If p-value \(> \alpha\) then we will fail to reject the null hypothesis.

When designing a study the significance level should be determined before collecting any data.

Conclusion

A statement in terms of the alternative hypothesis

Using terms like “reject” and “fail to reject the null” may be confusing to novice readers.
We’ll provide a more complete conclusion by providing a statement of evidence in terms of the alternative hypothesis that reflects the question of interest.

Conclusion

The four-part conclusion

A good conclusion must have context and should include the following four important pieces:

A statement for the strength of evidence in favor the alternative hypothesis.
Whether to reject or fail to reject the null hypothesis.
The point estimate for the parameter of interest.
A \((1-\alpha)100\%\) confidence interval estimate for the parameter of interest.

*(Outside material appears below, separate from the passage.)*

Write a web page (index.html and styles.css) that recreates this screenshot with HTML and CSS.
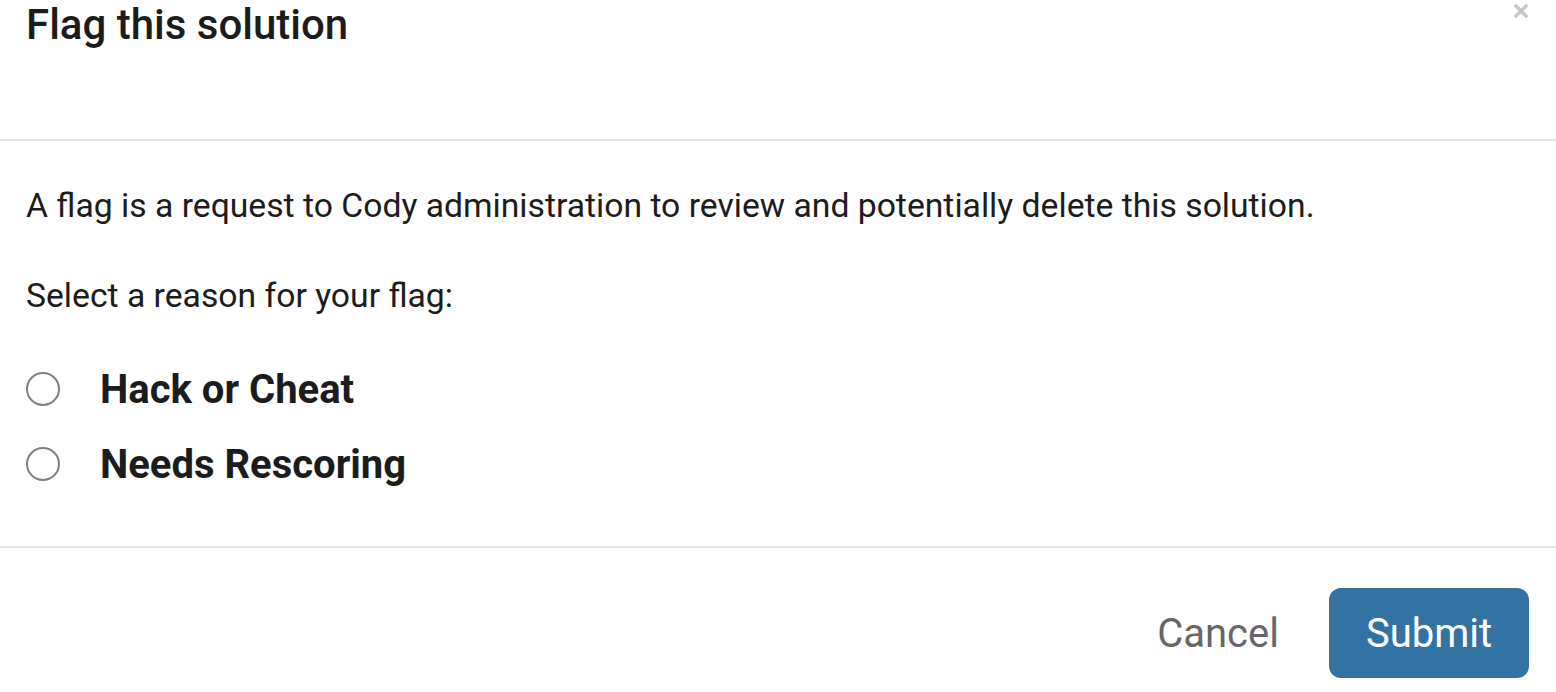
FILE: index.html
```html
<!DOCTYPE html>
<html>
<head>
<meta charset="utf-8">
<link rel="stylesheet" href="styles.css">
</head>
<body>
<div class="modal">
  <div class="modal-header">
    <h4 class="modal-title">Flag this solution</h4>
    <button class="close" type="button" aria-label="Close">
      <svg class="close-icon" viewBox="0 0 14 14" width="14" height="14" aria-hidden="true">
        <path d="M2 2 L12 12 M12 2 L2 12" stroke="#c8c8c8" stroke-width="3.4" stroke-linecap="square" fill="none"/>
      </svg>
    </button>
  </div>
  <div class="modal-body">
    <p class="intro">A flag is a request to Cody administration to review and potentially delete this solution.</p>
    <p class="prompt">Select a reason for your flag:</p>
    <div class="options">
      <label class="option"><span class="radio"></span><span class="option-label">Hack or Cheat</span></label>
      <label class="option"><span class="radio"></span><span class="option-label">Needs Rescoring</span></label>
    </div>
  </div>
  <div class="modal-footer">
    <button class="btn btn-link" type="button">Cancel</button>
    <button class="btn btn-primary" type="button">Submit</button>
  </div>
</div>
</body>
</html>
```

FILE: styles.css
```css
html, body {
  margin: 0;
  padding: 0;
  background: #ffffff;
}

body {
  font-family: Roboto, "Liberation Sans", Arial, sans-serif;
  color: #1c1c1c;
}

.modal {
  width: 1556px;
  height: 692px;
  display: flex;
  flex-direction: column;
  overflow: hidden;
}

.modal-header {
  position: relative;
  height: 139px;
  padding: 0 26px;
  border-bottom: 2px solid #e5e5e5;
  box-sizing: content-box;
}

.modal-title {
  margin: 0;
  font-size: 42px;
  font-weight: 500;
  line-height: 50px;
  color: #1c1c1c;
}

.close {
  position: absolute;
  top: 3px;
  right: 28px;
  border: 0;
  background: none;
  padding: 0;
  width: 14px;
  height: 15px;
  display: flex;
  align-items: center;
  justify-content: center;
  cursor: pointer;
}

.close-icon {
  display: block;
}

.modal-body {
  padding: 44px 26px 0;
  height: 361px;
  box-sizing: content-box;
  border-bottom: 2px solid #e5e5e5;
}

.intro, .prompt {
  margin: 0;
  font-size: 33.7px;
  line-height: 42px;
  color: #1c1c1c;
}

.prompt {
  margin-top: 48px;
}

.options {
  margin-top: 50px;
  display: flex;
  flex-direction: column;
  gap: 31px;
}

.option {
  display: flex;
  align-items: center;
  gap: 40px;
  height: 44px;
}

.radio {
  width: 30px;
  height: 30px;
  border: 2px solid #808080;
  border-radius: 50%;
  flex: none;
}

.option-label {
  font-size: 40px;
  font-weight: 700;
  color: #1c1c1c;
}

.modal-footer {
  flex: 1;
  display: flex;
  justify-content: flex-end;
  align-items: flex-start;
  gap: 50px;
  padding: 40px 27px 0;
}

.btn {
  font-family: Roboto, "Liberation Sans", Arial, sans-serif;
  font-size: 40px;
  height: 90px;
  border-radius: 12px;
  border: 0;
  cursor: pointer;
}

.btn-link {
  background: none;
  color: #666666;
  padding: 0;
}

.btn-primary {
  width: 200px;
  background: #3273a4;
  color: #ffffff;
}
```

Steps in Performing a Hypothesis Test

Mario Kart Example

Make a conclusion.

There is moderately suggestive evidence that the true proportion of times the generator will select the Special Cup is greater than 0.25.

At the \(\alpha = 0.05\) significance level, we reject the null hypothesis.

We are 95% confident that the true proportion of times the Special Cup is chosen is between 0.247 and 0.433 with a point estimate of 0.34.

Hypothesis Testing Decision Errors

When performing a hypothesis test, we are using sampled data to draw a conclusion about the population. It’s possible that our conclusion will be incorrect.

Table describing errors in hypothesis testing. Type 1 error occurs when the null hypothesis is rejected in favor of the alternative but the null hypothesis was true. Type 2 error occurs when the null hypothesis is not rejected but the alternative hypothesis was true.

What is the probability of making a Type 1 Error? \(\alpha\), the predetermined significance level
Determining the probability of making a Type 2 Error is not as straight forward. We won’t focus on this. We will focus on…
the fact that Type 1 and Type 2 errors are related.
- Decreasing the chance of making a Type 1 Error (i.e. decreasing \(\alpha\)), will increase the chance of making a Type 2 Error.